Second, the district court did not need to exercise significant discretion on questions that it had not been called upon to consider at the original sentencing hearing. See Brown, 879 F.3d at 1239–40. Unlike in Brown, where the mandatory minimum exceeded the otherwise applicable guideline range, the ACCA-enhanced mandatory minimum in this case was still well below Hernandez’s guideline range of 262–327 months. Nor did the district court mention the mandatory minimum or the § 922(g)(1) offense at the original sentencing hearing. Rather, the record reflects that the court decided a sentence at the low end of the guideline range was appropriate in light of the § 3553(a) factors. Plus, Hernandez has not identified any issues he was unable to meaningfully challenge during his original sentencing due to the ACCA error. See id. at 1240.

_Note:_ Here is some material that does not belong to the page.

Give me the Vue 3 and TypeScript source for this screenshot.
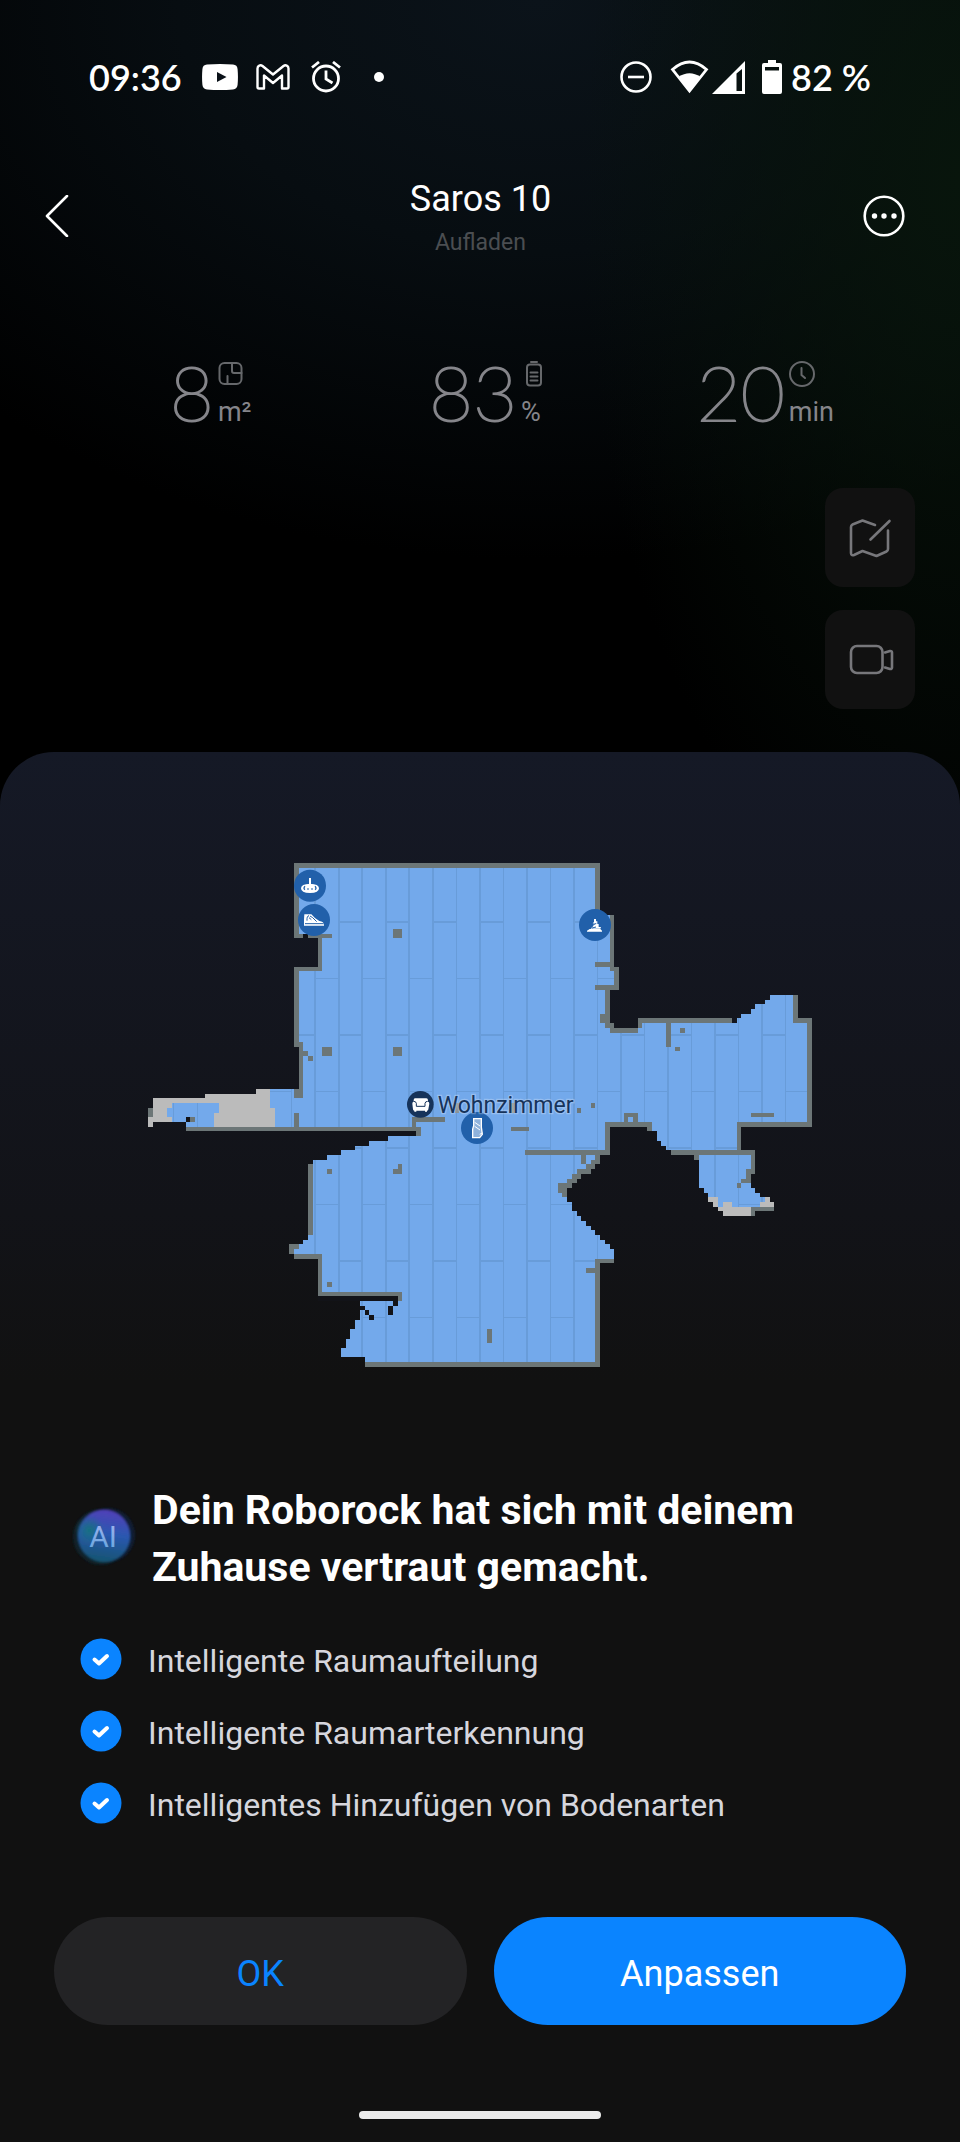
<script setup lang="ts">
interface Stat {
  value: string
  unit: string
  icon: 'area' | 'battery' | 'clock'
}

type Box = [x: number, y: number, width: number, height: number]

const stats: Stat[] = [
  { value: '8', unit: 'm²', icon: 'area' },
  { value: '83', unit: '%', icon: 'battery' },
  { value: '20', unit: 'min', icon: 'clock' },
]

const features: string[] = [
  'Intelligente Raumaufteilung',
  'Intelligente Raumarterkennung',
  'Intelligentes Hinzufügen von Bodenarten',
]

const floorPath = [
  // main room, clockwise from the top left corner
  'M492 39H1410V195H1452V351H1467V420H1440V534H1524V504H1806V519H1821V504H1833V492H1863V477H1875V462H1905V450H1920V435H2004V504H2046V831H1833V900H1875V972H1863V1014H1875V1029H1890V1041H1920V1056H1932V1083H1875V1098H1779V1083H1764V1071H1749V1056H1734V1029H1722V1014H1707V915H1623V900H1608V888H1593V873H1581V843H1551V831H1440V915H1410V942H1395V957H1383V972H1353V987H1341V999H1326V1014H1311V1056H1326V1083H1341V1098H1353V1113H1368V1128H1383V1140H1395V1155H1410V1170H1425V1182H1440V1197H1452V1239H1410V1551H705V1521H633V1494H648V1467H660V1437H675V1410H690V1353H789V1368H804V1353H816V1326H564V1227H492V1212H477V1182H507V1182H519V1170H534V930H549V930H591V915H633V900H675V888H717V873H774V858H858V843H873V831H168V816H69V831H54V774H69V744H225V732H378V717H507V591H492V351H564V264H492Z',
].join(' ')

const walls: Box[] = [
  [492, 39, 918, 15], [492, 39, 15, 225], [1395, 39, 15, 156], [492, 252, 27, 12], [534, 252, 72, 12],
  [564, 252, 12, 111], [492, 351, 84, 12], [492, 351, 15, 240], [492, 576, 27, 15], [507, 576, 12, 141],
  [492, 717, 27, 26], [519, 603, 15, 15], [534, 618, 15, 15], [789, 237, 27, 27], [789, 591, 27, 27],
  [576, 591, 30, 27], [492, 789, 15, 42], [168, 831, 705, 12], [858, 831, 15, 27], [846, 801, 12, 30],
  [846, 801, 99, 15], [54, 774, 15, 27], [180, 801, 15, 15],
  [1440, 195, 12, 168], [1395, 336, 57, 15], [1440, 351, 27, 12], [1452, 351, 15, 69], [1395, 405, 72, 15],
  [1425, 420, 15, 114], [1410, 492, 30, 27], [1425, 519, 27, 15], [1440, 534, 84, 15], [1524, 504, 12, 30],
  [1524, 504, 282, 15], [1608, 519, 15, 72], [1650, 534, 15, 15], [1635, 591, 15, 12],
  [1989, 435, 15, 84], [1989, 504, 57, 15], [2031, 504, 15, 327], [1821, 816, 225, 15], [1863, 789, 69, 12],
  [1821, 816, 12, 99], [1623, 900, 252, 15], [1692, 915, 15, 15], [1863, 900, 12, 72], [1848, 957, 15, 42],
  [1833, 987, 30, 12], [1821, 999, 12, 15], [1863, 1071, 69, 12], [1863, 1071, 12, 27],
  [1425, 816, 141, 15], [1551, 831, 15, 12], [1482, 789, 42, 12], [1482, 801, 12, 15], [1509, 801, 15, 15],
  [1425, 816, 15, 99], [1185, 900, 255, 15], [1353, 915, 15, 27], [1395, 915, 15, 15], [1383, 930, 27, 12],
  [1368, 942, 27, 15], [1341, 957, 42, 15], [1326, 972, 27, 15], [1311, 987, 30, 12], [1284, 999, 42, 15],
  [1284, 1014, 27, 15], [1296, 1029, 15, 12], [1395, 1227, 57, 12], [1395, 1227, 15, 324], [1368, 1254, 27, 15],
  [705, 1536, 705, 15], [1071, 1437, 15, 42], [1143, 831, 54, 12], [1341, 774, 12, 15], [1383, 759, 12, 15],
  [534, 942, 15, 213], [477, 1182, 30, 15], [477, 1182, 15, 30], [492, 1212, 84, 15], [564, 1212, 12, 126],
  [564, 1326, 252, 12], [804, 1338, 12, 15], [591, 957, 15, 15], [591, 1296, 15, 15], [789, 957, 27, 15],
  [804, 942, 12, 30],
]

const gaps: Box[] = [
  [519, 252, 15, 12], [168, 801, 12, 15], [564, 1338, 240, 15], [789, 1338, 15, 30], [774, 1368, 15, 27],
  [690, 1368, 15, 12], [705, 1380, 12, 15], [717, 1395, 15, 15], [534, 930, 15, 12],
]

const unexplored: Box[] = [
  [54, 801, 15, 30], [69, 744, 57, 30], [69, 774, 42, 27], [69, 801, 57, 15], [126, 744, 99, 15],
  [225, 732, 153, 27], [267, 759, 111, 30], [252, 789, 126, 42], [378, 717, 42, 57], [378, 774, 57, 57],
  [1734, 1041, 30, 15], [1749, 1056, 15, 15], [1779, 1056, 27, 15], [1764, 1071, 99, 12], [1779, 1083, 84, 15],
  [1905, 1041, 15, 15], [1890, 1056, 42, 15],
]

// Floor boards: staggered planks, each 70.6 wide and 339 long
const plank = 70.6
const boards: Box[] = []
for (let col = -6; col <= 21; col++) {
  const x = Math.round(555 + col * plank)
  boards.push([x - 2, 0, col % 2 ? 5 : 4, 1590])
  const odd = Math.abs(col) % 2 === 1
  for (let y = odd ? 214 : 384; y < 1590; y += 339) {
    boards.push([x, y, 70, odd ? 5 : 3])
  }
}
</script>

<template>
  <div class="screen">
    <header class="status">
      <div class="status-side">
        <span class="clock">09:36</span>
        <svg class="s-video" viewBox="0 0 36 26" aria-hidden="true">
          <path fill="#fff" d="M5 .6Q18-.6 31 .6q4.300.4 4.600 4.600.7 7.800 0 15.600-.3 4.200-4.600 4.600-13 1.200-26 0-4.300-.4-4.600-4.600-.7-7.800 0-15.600Q.7 1 5 .6Z" />
          <path fill="#0a1118" d="m15 8 9.500 5-9.500 5z" />
        </svg>
        <svg class="s-mail" viewBox="0 0 34 26" fill="none" stroke="#fff" stroke-width="2.400" stroke-linejoin="round" aria-hidden="true">
          <path d="M1.500 23V4.500C1.500 1.500 4.500.5 6.500 2L17 10.500 27.500 2c2-1.500 5-.5 5 2.500V23q0 1.500-1.500 1.500h-5V11.500L17 19 8 11.500v13H3q-1.500 0-1.500-1.500Z" />
        </svg>
        <svg class="s-alarm" viewBox="0 0 30 32" fill="none" stroke="#fff" stroke-width="2.800" aria-hidden="true">
          <circle cx="15" cy="17.500" r="12.500" />
          <path d="M15 9.500V18l6.500 4M1 6.500 8 1M29 6.500 22 1" />
        </svg>
        <span class="dot"></span>
      </div>
      <div class="status-side">
        <svg class="s-dnd" viewBox="0 0 32 32" fill="none" stroke="#fff" stroke-width="2.600" aria-hidden="true">
          <circle cx="16" cy="16" r="14.500" />
          <path d="M8 16h16" />
        </svg>
        <svg class="s-wifi" viewBox="0 0 40 34" aria-hidden="true">
          <path fill="none" stroke="#fff" stroke-width="2.800" d="M2.500 9.500Q19.500-5.500 36.500 9.500L19.500 31Z" />
          <path fill="#fff" d="M8.500 17q11-7.500 22 0l-11 15z" />
        </svg>
        <svg class="s-cell" viewBox="0 0 33 33" aria-hidden="true">
          <path fill="#fff" fill-rule="evenodd" d="M33 0v33H0ZM24.500 12.500V30H30V8Z" />
        </svg>
        <svg class="s-batt" viewBox="0 0 20 34" aria-hidden="true">
          <path fill="#fff" fill-rule="evenodd" d="M6 0h8v3h4q2 0 2 2v27q0 2-2 2H2q-2 0-2-2V5q0-2 2-2h4ZM3 7v3.500h14V7Z" />
        </svg>
        <span class="clock">82 %</span>
      </div>
    </header>

    <nav class="bar">
      <button class="icon-btn" type="button" aria-label="Zurück">
        <svg viewBox="0 0 42 42" fill="none" stroke="#fff" stroke-width="2.600" stroke-linecap="round" stroke-linejoin="round"><path d="M31 1 11 21l20 20" /></svg>
      </button>
      <div class="titles">
        <h1>Saros 10</h1>
        <p>Aufladen</p>
      </div>
      <button class="icon-btn" type="button" aria-label="Mehr">
        <svg viewBox="0 0 42 42" fill="#fff"><circle cx="21" cy="21" r="19.300" fill="none" stroke="#fff" stroke-width="2.600" /><circle cx="11.500" cy="21" r="2.700" /><circle cx="21" cy="21" r="2.700" /><circle cx="31" cy="21" r="2.700" /></svg>
      </button>
    </nav>

    <section class="stats">
      <div v-for="s in stats" :key="s.unit" class="stat">
        <span class="num">{{ s.value }}</span>
        <span class="meta">
          <svg v-if="s.icon === 'area'" viewBox="0 0 26 26"><rect x="1.500" y="2" width="22" height="21" rx="5" /><path d="M14 2v8q0 2 2 2h7.500M9.500 23v-8" /></svg>
          <svg v-else-if="s.icon === 'battery'" viewBox="0 0 26 26"><rect x="6" y="3.500" width="14" height="21" rx="3" /><path d="M10 1h6M9.500 11.500h7M9.500 15.500h7M9.500 19.500h7" /></svg>
          <svg v-else viewBox="0 0 26 26"><circle cx="13" cy="13" r="12" /><path d="M12.500 7v7l3.500 3" /></svg>
          <span class="unit">{{ s.unit }}</span>
        </span>
      </div>
    </section>

    <div class="tools">
      <button class="tool" type="button" aria-label="Karte bearbeiten">
        <svg viewBox="0 0 44 44"><path d="M27 9 14.500 4.500 4.500 8.500Q3 9.500 3 11v26q0 3 3 2l8.500-4 14 5 10-4.500q1.500-1 1.500-2.500V14.500M41.500 5 22.500 23.500" /></svg>
      </button>
      <button class="tool" type="button" aria-label="Kamera">
        <svg viewBox="0 0 44 44"><rect x="3" y="8" width="31.500" height="27" rx="6" /><path d="m37 14.500 5-1.500q2-.3 2 1.500v15q0 1.800-2 1.500l-5-1.500" /></svg>
      </button>
    </div>

    <main class="sheet">
      <svg class="map" viewBox="0 0 2100 1590" role="img" aria-label="Wohnzimmer">
        <defs>
          <clipPath id="floor"><path :d="floorPath" /></clipPath>
        </defs>
        <g shape-rendering="crispEdges">
          <path :d="floorPath" fill="#73a9eb" />
          <g clip-path="url(#floor)" fill="#689cd9">
            <rect v-for="(b, i) in boards" :key="i" :x="b[0]" :y="b[1]" :width="b[2]" :height="b[3]" />
          </g>
          <g fill="#bbb"><rect v-for="(b, i) in unexplored" :key="i" :x="b[0]" :y="b[1]" :width="b[2]" :height="b[3]" /></g>
          <g fill="#6c7677"><rect v-for="(b, i) in walls" :key="i" :x="b[0]" :y="b[1]" :width="b[2]" :height="b[3]" /></g>
          <g fill="#121318"><rect v-for="(b, i) in gaps" :key="i" :x="b[0]" :y="b[1]" :width="b[2]" :height="b[3]" /></g>
          <path fill="#8b9499" d="M975 759h12v30h-12zM1143 759h12v30h-12z" />
        </g>

        <g fill="#2160aa">
          <circle cx="540" cy="107" r="48" />
          <circle cx="552" cy="210" r="48" />
          <circle cx="1395" cy="225" r="48" />
          <circle cx="1041" cy="834" r="48" />
        </g>
        <!-- pedestal -->
        <path fill="#fff" d="M537 84h6v23h-6zM540 101q27 1 27 14 0 14-27 14t-27-14q0-13 27-14Z" />
        <path fill="none" stroke="#2160aa" stroke-width="4" d="M525 109q-6 6 0 10M555 109q6 6 0 10M532 117h4M544 117h4" />
        <!-- shoe -->
        <path fill="#fff" d="M523 193h21q12 15 24 20 14 2 14 12v2h-60v-18Z" />
        <path fill="none" stroke="#2160aa" stroke-width="3" d="M525 221h56M531 212q-1-14 6-15M540 198l8 5 12 12M537 203l7 6" />
        <!-- heap -->
        <path fill="#fff" d="M1392 207h6v7h4v8h4v9h7l-2 5h-29l8-8v-6h8l-10-2 4-4ZM1371 242l8-5h32l5 5v3h-45z" />
        <path fill="none" stroke="#2160aa" stroke-width="3" d="m1387 226 12-6M1386 234l12-3" />
        <!-- mat -->
        <path fill="#8fb2dc" stroke="#fff" stroke-width="4" d="M1031 806h23v25l3 22-8 10h-21v-26l3-10Z" />
        <path fill="none" stroke="#fff" stroke-width="3" d="m1034 817 16 11M1034 829l16 11M1049 853l8-4" />

        <circle cx="871" cy="763" r="40" fill="#16335a" />
        <path fill="#fff" d="M855 745h34q5 0 5 6v4q4 0 4 6l-3 17q0 4-4 4v3h-6v-3h-26v3h-6v-3q-4 0-4-4l-2-17q0-6 4-6v-4q0-6 4-6Z" />
        <path fill="none" stroke="#16335a" stroke-width="3" d="M851 754q7 0 8 6v9h26v-9q1-6 8-6" />
        <text class="room" x="923" y="789">Wohnzimmer</text>
      </svg>

      <div class="intro">
        <svg class="ai" viewBox="0 0 64 64" aria-hidden="true">
          <defs>
            <linearGradient id="orb" x1=".55" y1="0" x2=".4" y2="1"><stop offset="0" stop-color="#5140b8" /><stop offset=".45" stop-color="#2a58b0" /><stop offset="1" stop-color="#15546f" /></linearGradient>
            <radialGradient id="teal"><stop offset="0" stop-color="#17717f" /><stop offset="1" stop-color="#17717f" stop-opacity="0" /></radialGradient>
            <linearGradient id="ink" x1="0" y1="0" x2="0" y2="1"><stop offset="0" stop-color="#a9b4f0" /><stop offset="1" stop-color="#5fa5dc" /></linearGradient>
            <filter id="soft"><feGaussianBlur stdDeviation="1" /></filter>
          </defs>
          <g filter="url(#soft)">
            <circle cx="29" cy="33" r="29" fill="#0d2733" opacity=".7" />
            <circle cx="36" cy="31" r="28" fill="#10203c" opacity=".8" />
            <circle cx="32" cy="32" r="27" fill="url(#orb)" />
            <circle cx="17" cy="26" r="15" fill="url(#teal)" />
          </g>
          <text class="ai-text" x="31" y="43" text-anchor="middle" fill="url(#ink)">AI</text>
        </svg>
        <h2>Dein Roborock hat sich mit deinem Zuhause vertraut gemacht.</h2>
      </div>

      <ul class="features">
        <li v-for="f in features" :key="f">
          <svg viewBox="0 0 42 42" aria-hidden="true"><circle cx="21" cy="21" r="20.500" fill="#0a84ff" /><path d="m14.500 21.500 4.500 4 8-7.500" fill="none" stroke="#fff" stroke-width="4" stroke-linecap="round" stroke-linejoin="round" /></svg>
          <span>{{ f }}</span>
        </li>
      </ul>

      <div class="actions">
        <button class="action" type="button">OK</button>
        <button class="action primary" type="button">Anpassen</button>
      </div>
      <div class="home"></div>
    </main>
  </div>
</template>

<style>
body {
  margin: 0;
  background: #000;
}
</style>

<style scoped>
.screen {
  display: flex;
  flex-direction: column;
  min-height: 100vh;
  box-sizing: border-box;
  font-family: Roboto, "Liberation Sans", sans-serif;
  color: #fff;
  background:
    radial-gradient(ellipse 380px 760px at 100% 180px, #08150c 0%, rgba(8, 21, 12, 0) 100%),
    radial-gradient(ellipse 800px 560px at 56% 0, #0b131a 0%, #070d11 45%, rgba(0, 0, 0, 0) 100%),
    #000;
}
button {
  margin: 0;
  padding: 0;
  border: 0;
  background: none;
  font: inherit;
  color: inherit;
}
h1, h2, p, ul {
  margin: 0;
  padding: 0;
}
svg {
  display: block;
  flex: none;
}
.status {
  display: flex;
  justify-content: space-between;
  align-items: center;
  height: 40px;
  padding: 57px 89px 0 89px;
}
.status-side {
  display: flex;
  align-items: center;
}
.clock {
  font-family: Lato, Roboto, sans-serif;
  font-size: 36px;
  line-height: 40px;
  font-weight: 600;
}
.s-video { width: 36px; height: 26px; margin-left: 20px; }
.s-mail { width: 34px; height: 26px; margin-left: 18px; }
.s-alarm { width: 30px; height: 32px; margin-left: 21px; }
.dot { width: 10px; height: 10px; margin-left: 33px; border-radius: 50%; background: #fff; }
.s-dnd { width: 32px; height: 32px; }
.s-wifi { width: 40px; height: 34px; margin-left: 18px; }
.s-cell { width: 33px; height: 33px; margin-left: 2px; }
.s-batt { width: 20px; height: 34px; margin: 0 9px 0 17px; }
.bar {
  display: flex;
  justify-content: space-between;
  align-items: flex-start;
  margin-top: 78px;
  padding: 0 55px 0 36px;
}
.icon-btn {
  margin-top: 20px;
}
.icon-btn svg {
  width: 42px;
  height: 42px;
}
.titles {
  flex: 1;
  padding-left: 20px;
  text-align: center;
}
h1 {
  font-size: 36px;
  line-height: 48px;
  font-weight: 400;
}
.titles p {
  font-size: 23px;
  line-height: 40px;
  color: #4b4e51;
}
.stats {
  display: grid;
  grid-template-columns: repeat(3, 1fr);
  margin-top: 87px;
  padding: 0 56px 0 72px;
}
.stat {
  display: flex;
  justify-content: center;
  gap: 4px;
  color: #85858a;
}
.num {
  font-family: Lato, Roboto, sans-serif;
  font-size: 76px;
  line-height: 84px;
  font-weight: 200;
  -webkit-text-stroke: 2px #85858a;
}
.meta {
  display: flex;
  flex-direction: column;
  padding-top: 11px;
}
.meta svg {
  width: 26px;
  height: 26px;
  fill: none;
  stroke: #66686b;
  stroke-width: 2;
  stroke-linecap: round;
}
.unit {
  margin-top: 9px;
  font-size: 27px;
  line-height: 32px;
}
.tools {
  display: flex;
  flex-direction: column;
  align-items: flex-end;
  gap: 23px;
  margin-top: 54px;
  padding-right: 45px;
}
.tool {
  display: grid;
  place-items: center;
  width: 90px;
  height: 99px;
  border-radius: 18px;
  background: #111;
}
.tool svg {
  width: 44px;
  height: 44px;
  fill: none;
  stroke: #77777b;
  stroke-width: 2.6;
  stroke-linecap: round;
  stroke-linejoin: round;
  overflow: visible;
}
.sheet {
  flex: 1;
  display: flex;
  flex-direction: column;
  margin-top: 43px;
  padding: 98px 54px 23px;
  border-radius: 54px 54px 0 0;
  background: linear-gradient(#151926 0, #121318 460px, #111 630px);
}
.map {
  align-self: stretch;
  margin: 0 76px;
  overflow: visible;
}
.room {
  font-size: 69px;
  fill: #16335a;
  paint-order: stroke;
  stroke: rgba(255, 255, 255, 0.25);
  stroke-width: 8px;
}
.intro {
  display: flex;
  align-items: flex-start;
  gap: 17px;
  margin-top: 102px;
  padding-left: 19px;
}
.ai {
  width: 62px;
  height: 62px;
  margin-top: 23px;
  overflow: visible;
}
.ai-text {
  font-size: 31px;
}
h2 {
  font-size: 41px;
  line-height: 57px;
  font-weight: 700;
}
.features {
  list-style: none;
  margin-top: 27px;
  padding-left: 26px;
}
.features li {
  display: flex;
  align-items: center;
  gap: 26px;
  height: 72px;
  font-size: 32px;
  color: #d6d6dd;
}
.features svg {
  width: 42px;
  height: 42px;
}
.features span {
  padding-top: 4px;
}
.actions {
  display: grid;
  grid-template-columns: 1fr 1fr;
  gap: 27px;
  margin-top: 78px;
}
.action {
  height: 108px;
  border-radius: 54px;
  background: #232325;
  color: #0a84ff;
  font-size: 36px;
  padding-top: 6px;
}
.action.primary {
  background: #0a84ff;
  color: #fff;
}
.home {
  align-self: center;
  width: 242px;
  height: 8px;
  margin-top: auto;
  border-radius: 4px;
  background: #ebebeb;
}
</style>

For these reasons, the district court, even assuming it had the authority to vacate Hernandez’s entire sentence and conduct a full resentencing, did not abuse its discretion by correcting the ACCA error without holding a resentencing hearing and without changing Hernandez’s total sentence. We therefore affirm.



1.   Hernandez also claims that the district court improperly applied the concurrent-sentence doctrine. But the court did not apply that doctrine at all. The concurrent-sentence doctrine allows a reviewing court to decline to review the validity of a conviction if the defendant has valid, concurrent sentences on other counts of conviction and the defendant would not “suffer adverse collateral consequences from the unreviewed conviction.” United States v. Bradley, 644 F.3d 1213, 1293 (11th Cir. 2011). Here, by contrast, the district court reached the merits of Hernandez’s claim of ACCA error and corrected the error, but it declined to grant the remedy of a full resentencing. Hernandez’s concurrent sentences, to be sure, are relevant to the determination of whether a resentencing hearing was required. But for the reasons we explain, the court’s choice of § 2255 remedy was no abuse of discretion.